Ma alla fine, dopo diversi incontri – scontri, è l’amore ad avere la meglio. Interessante è appunto il tema dell’ambiguità (che in Orlando era tema cruciale) tra i due poli dell’amore e dell’odio, tra l’accogliere e il respingere – abbandonare, insiti in questa personale visione del tango.
Al di là della trama caratterizzata tutto sommato da pochi colpi di scena, a rendere importante il film è comunque la narrazione, tutta incentrata sulla ricerca di soluzioni e di idee, così appunto da tenere sempre vigile l’attenzione dello spettatore.
Il tono degli attori è sempre molto delicato, garbato, ‘francese’, anche quando i toni si accendono un po’; la ‘gogliardia’ dei balli a tre, a quattro (anche tra uomini), non è mai chiassosa, ma sempre vista in modo poetico.

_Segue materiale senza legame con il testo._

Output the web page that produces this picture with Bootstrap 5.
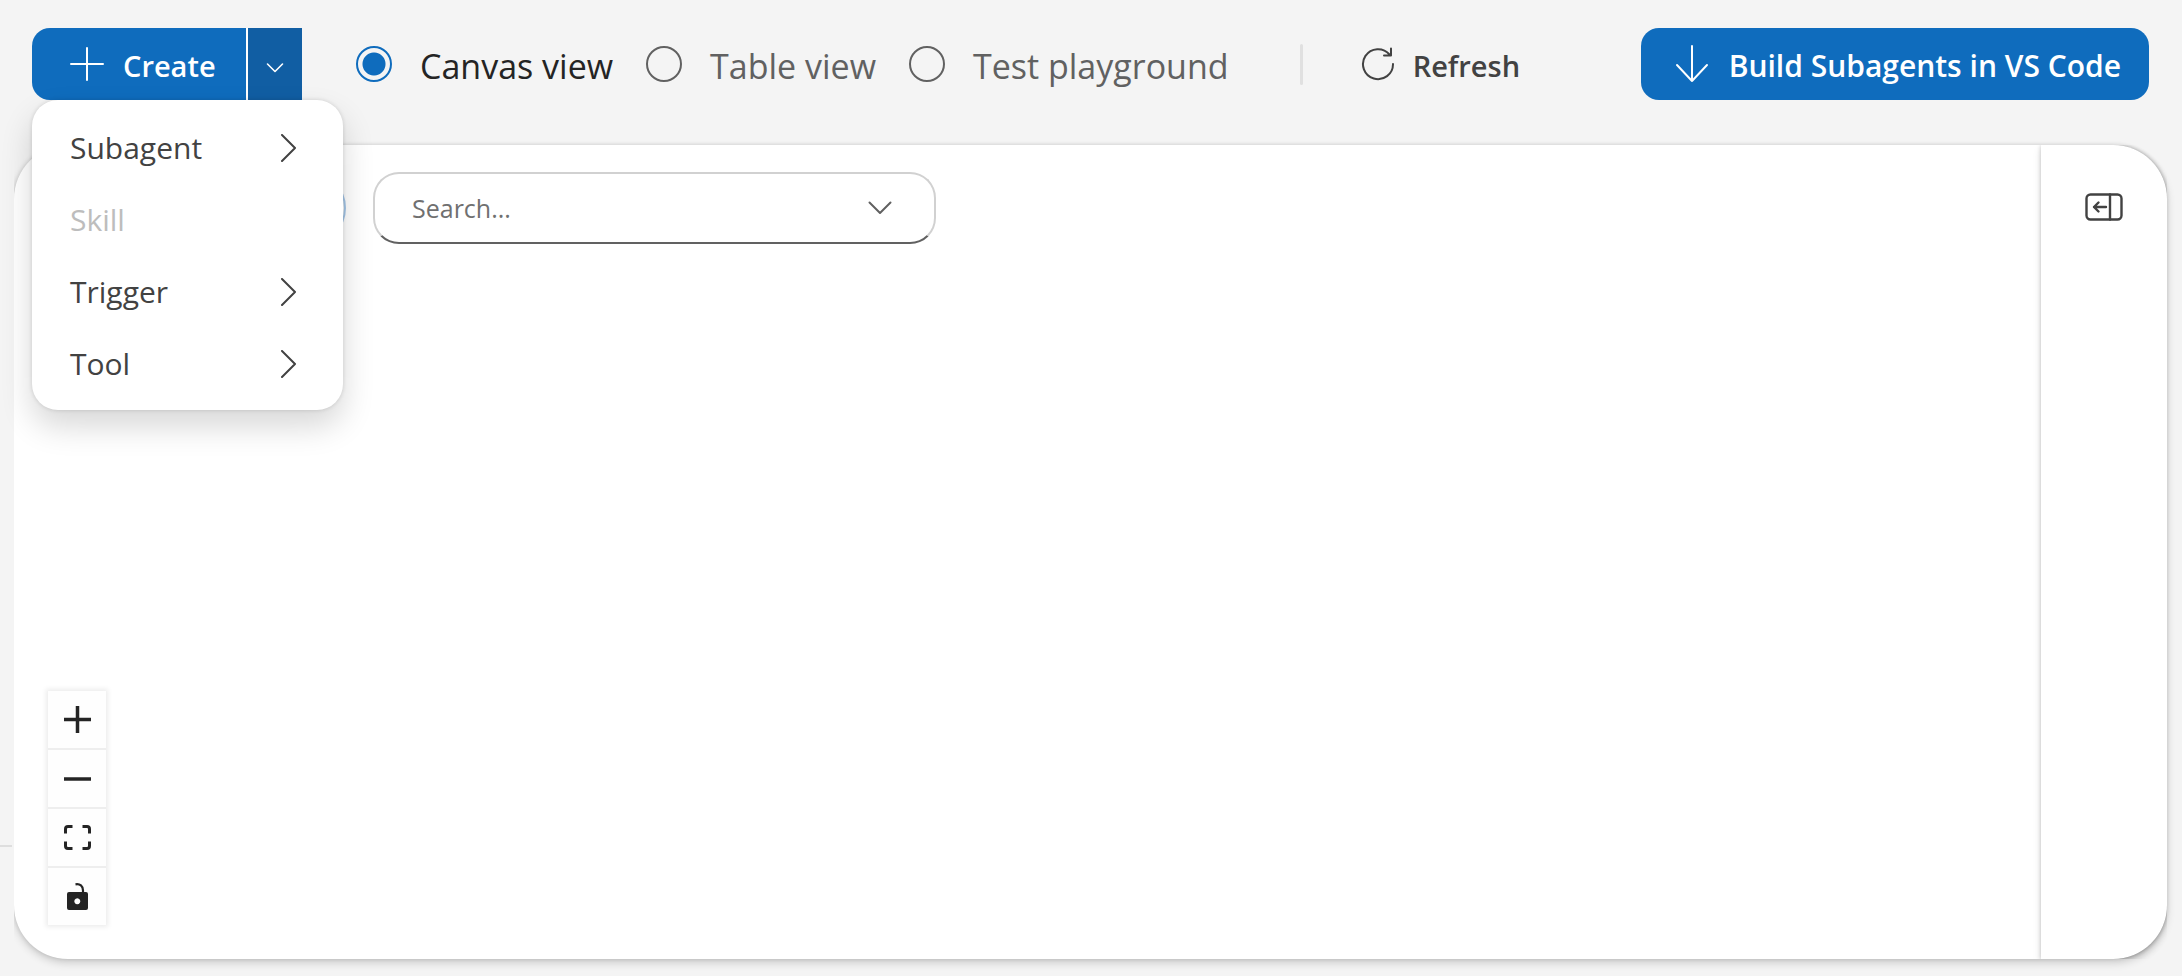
<!DOCTYPE html>
<html lang="en">
<head>
<meta charset="utf-8">
<meta name="viewport" content="width=device-width, initial-scale=1">
<title>Canvas view</title>
<link href="https://cdn.jsdelivr.net/npm/bootstrap@5.3.0/dist/css/bootstrap.min.css" rel="stylesheet">
<style>
  :root { --brand: #0f6cbd; --brand-dark: #115ea3; --ink: #242424; --ink-2: #424242; --ink-3: #616161; --page: #f4f4f4; }
  body { background: var(--page); color: var(--ink-2); font-family: "Open Sans", "Noto Sans", sans-serif; font-size: 30px; line-height: 40px; }
  svg { display: block; flex: none; }
  .rail { width: 14px; background: var(--page); z-index: 1; }
  .rail-line { height: 2px; margin: 0 2px 129px 0; background: #dedede; }
  .topbar { padding: 28px 33px 45px 18px; }
  .app-btn { height: 72px; border: 0; border-radius: 18px; font-size: 29px; line-height: 40px; font-weight: 600; padding: 0 28px; --bs-btn-color: #fff; --bs-btn-bg: var(--brand); --bs-btn-hover-bg: var(--brand-dark); }
  .app-btn span, .view-choice label { padding-top: 3px; }
  .create-main { width: 215px; padding: 0 0 0 38px; gap: 19px; }
  .create-group > .create-more { width: 56px; padding: 0; border-left: 2px solid #fff; border-radius: 0 18px 18px 0; --bs-btn-bg: var(--brand-dark); }
  .create-group .dropdown-menu { top: 100%; left: 0; width: 311px; padding: 12px 0 10px; border: 0; border-radius: 26px; box-shadow: 0 0 4px rgba(0,0,0,.14), 0 16px 32px rgba(0,0,0,.16); }
  .create-group .dropdown-item { height: 72px; padding: 0 46px 0 38px; font-size: 30px; color: var(--ink-2); }
  .create-group .dropdown-item:disabled { color: #bdbdbd; }
  .views { margin-left: 54px; gap: 33px; }
  .view-choice { gap: 28px; min-height: 0; padding: 0; margin: 0; font-size: 34px; color: var(--ink-3); }
  .view-choice .form-check-input { width: 36px; height: 36px; margin: 0; float: none; border: 2px solid var(--ink-3); background: transparent; }
  .view-choice .form-check-input:checked { border-color: var(--brand); background: radial-gradient(circle, var(--brand) 11px, transparent 12px); }
  .view-choice .form-check-input:checked + label { color: var(--ink); }
  .divider { width: 3px; height: 41px; margin: 0 58px 0 71px; background: #e0e0e0; border-radius: 2px; }
  .refresh { gap: 18px; padding: 0; --bs-btn-color: var(--ink-2); --bs-btn-bg: transparent; --bs-btn-hover-bg: transparent; --bs-btn-hover-color: var(--ink); }
  .build { gap: 20px; padding: 0 28px 0 34px; font-size: 30px; }
  .board { margin: 0 15px 17px 0; background: #fff; border-radius: 54px; box-shadow: 0 0 4px rgba(0,0,0,.14), 0 4px 8px rgba(0,0,0,.16); }
  .board-main { padding: 27px 34px 34px; }
  .filter-btn { width: 298px; height: 72px; border: 2px solid #a6c8ea; border-radius: 36px; background: #fff; }
  .search { width: 563px; height: 72px; margin-left: 27px; border: 2px solid #d1d1d1; border-bottom-color: var(--ink-3); border-radius: 26px; padding: 0 42px 0 37px; color: var(--ink-3); }
  .search input { min-width: 0; font-size: 25px; line-height: 40px; color: var(--ink); outline: 0; }
  .search input::placeholder { color: #707070; opacity: 1; }
  .board-side { width: 126px; padding-top: 45px; border-radius: 0 54px 54px 0; box-shadow: 0 0 4px rgba(0,0,0,.2), 0 4px 8px rgba(0,0,0,.12); clip-path: inset(0 0 0 -14px); }
  .zoom-bar { width: 58px; gap: 2px; background: #eee; box-shadow: 0 0 5px 2px rgba(0,0,0,.08); }
  .zoom-bar button { height: 57px; border: 0; padding: 0; background: #fefefe; color: var(--ink); }
  .stroke { fill: none; stroke: currentColor; stroke-width: 2; stroke-linecap: round; stroke-linejoin: round; }
</style>
</head>
<body>
<div class="d-flex min-vh-100">
  <aside class="rail position-relative d-flex flex-column justify-content-end flex-shrink-0"><div class="rail-line"></div></aside>

  <div class="d-flex flex-column flex-grow-1">
    <header class="topbar d-flex align-items-center">
      <div class="create-group btn-group dropdown">
        <button type="button" class="app-btn create-main btn d-flex align-items-center">
          <svg class="stroke" width="34" height="34" viewBox="0 0 34 34"><path d="M17 1v32M1 17h32"/></svg><span>Create</span>
        </button>
        <button type="button" class="app-btn create-more btn d-flex align-items-center justify-content-center" data-bs-toggle="dropdown" aria-expanded="true" aria-label="More create options">
          <svg class="stroke mt-2" width="18" height="12" viewBox="0 0 18 12"><path stroke-width="1.600" d="M1.500 2l7.500 7.500L16.500 2"/></svg>
        </button>
        <ul class="dropdown-menu show">
          <li><button type="button" class="dropdown-item d-flex align-items-center justify-content-between">Subagent <svg class="stroke" width="17" height="28" viewBox="0 0 17 28"><path d="M2 1l13 13L2 27"/></svg></button></li>
          <li><button type="button" class="dropdown-item d-flex align-items-center" disabled>Skill</button></li>
          <li><button type="button" class="dropdown-item d-flex align-items-center justify-content-between">Trigger <svg class="stroke" width="17" height="28" viewBox="0 0 17 28"><path d="M2 1l13 13L2 27"/></svg></button></li>
          <li><button type="button" class="dropdown-item d-flex align-items-center justify-content-between">Tool <svg class="stroke" width="17" height="28" viewBox="0 0 17 28"><path d="M2 1l13 13L2 27"/></svg></button></li>
        </ul>
      </div>

      <div class="views d-flex" role="radiogroup" aria-label="View">
        <div class="view-choice form-check d-flex align-items-center">
          <input class="form-check-input" type="radio" name="view" id="view-canvas" checked><label for="view-canvas">Canvas view</label>
        </div>
        <div class="view-choice form-check d-flex align-items-center">
          <input class="form-check-input" type="radio" name="view" id="view-table"><label for="view-table">Table view</label>
        </div>
        <div class="view-choice form-check d-flex align-items-center">
          <input class="form-check-input" type="radio" name="view" id="view-test"><label for="view-test">Test playground</label>
        </div>
      </div>

      <div class="divider"></div>
      <button type="button" class="app-btn refresh btn d-flex align-items-center">
        <svg class="stroke" width="34" height="34" viewBox="0 0 34 34"><path d="M32 17A15 15 0 1 1 28.500 7.500M30 1.500V8.500H23"/></svg><span>Refresh</span>
      </button>
      <button type="button" class="app-btn build btn d-flex align-items-center ms-auto">
        <svg class="stroke" width="34" height="38" viewBox="0 0 34 38"><path d="M17 1v35M2 20l15 16L32 20"/></svg><span>Build Subagents in VS Code</span>
      </button>
    </header>

    <main class="board d-flex flex-grow-1">
      <section class="board-main d-flex flex-column justify-content-between flex-grow-1" aria-label="Canvas">
        <div class="d-flex">
          <button type="button" class="filter-btn" aria-label="Filter"></button>
          <div class="search d-flex align-items-center">
            <input type="text" class="border-0 p-0 flex-grow-1 bg-transparent" placeholder="Search..." aria-label="Search">
            <svg class="stroke" width="24" height="14" viewBox="0 0 24 14"><path d="M1.500 1.500L12 12L22.500 1.500"/></svg>
          </div>
        </div>
        <div class="zoom-bar d-flex flex-column">
          <button type="button" class="d-flex align-items-center justify-content-center" aria-label="Zoom in"><svg width="27" height="27" viewBox="0 0 27 27"><path d="M0 13.500h27M13.500 0v27" stroke="currentColor" stroke-width="3.500"/></svg></button>
          <button type="button" class="d-flex align-items-center justify-content-center" aria-label="Zoom out"><svg width="27" height="4" viewBox="0 0 27 4"><path d="M0 2h27" stroke="currentColor" stroke-width="3.500"/></svg></button>
          <button type="button" class="d-flex align-items-center justify-content-center" aria-label="Fit view"><svg width="27" height="25" viewBox="0 0 27 25"><path d="M1.500 8.500V4Q1.500 1.500 4 1.500H8.500M18.500 1.500H23Q25.500 1.500 25.500 4V8.500M25.500 16.500V21Q25.500 23.500 23 23.500H18.500M8.500 23.500H4Q1.500 23.500 1.500 21V16.500" fill="none" stroke="currentColor" stroke-width="3"/></svg></button>
          <button type="button" class="d-flex align-items-center justify-content-center" aria-label="Unlock"><svg width="21" height="27" viewBox="0 0 21 27"><path d="M8.500 1.300C13 .5 16 3 16 7.500V10" fill="none" stroke="currentColor" stroke-width="2.200"/><path fill="currentColor" fill-rule="evenodd" d="M2 9h17q2 0 2 2v14q0 2-2 2H2q-2 0-2-2V11q0-2 2-2zM10.300 15.200a3 3 0 1 0 .01 0z"/></svg></button>
        </div>
      </section>
      <aside class="board-side d-flex justify-content-center align-items-start flex-shrink-0">
        <button type="button" class="btn border-0 p-0" aria-label="Open panel">
          <svg width="38" height="34" viewBox="0 0 38 34" fill="none" stroke="#424242" stroke-width="2.400" stroke-linecap="round" stroke-linejoin="round"><rect x="1.500" y="4.500" width="35" height="25" rx="4"/><path d="M25 4.500v25M21 17H9M13.500 12.500L9 17l4.500 4.500"/></svg>
        </button>
      </aside>
    </main>
  </div>
</div>
<script src="https://cdn.jsdelivr.net/npm/bootstrap@5.3.0/dist/js/bootstrap.bundle.min.js"></script>
</body>
</html>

Il carattere onirico della vicenda esplode soprattutto su un altro piano. Quello della visualizzazione di spezzoni di scene della sceneggiatura della protagonista, che nella storia, lo ricordo ancora una volta, è per l’appunto autobiograficamente una regista di film. Scene alquanto bizzarre che appaiono come brevi lampi di ispirazione nella mente creativa di Sally (e in definitiva costituiscono solo una sorta di contorno alla vicenda vera e propria). Tali spezzoni di film vedono per protagonisti delle misteriose donne idealizzate con vesti pleonastiche dai colori sgargianti (stile fata) e un altrettanto misterioso nano senza gambe. Ma non solo: protagonista di questo film ‘parallelo’ è anche il paesaggio, che sembra voler richiamare alla memoria certe ambientazioni del film Orlando. Come se la Potter volesse strizzare l’occhio allo spettatore e ricordargli che lei è stata la regista di quel film, e che da lì è ripartita, dopo un po’ di anni. Sono quelle le fondamenta da cui si riparte: non mera archeologia, ma punto di riferimento silenzioso quanto vivo.
Per quanto le musiche scelte costituiscano un elemento fondamentale (alcune migliori di altre), è soprattutto sulle coreografie (dello stesso Veron) che la Potter sembra puntare.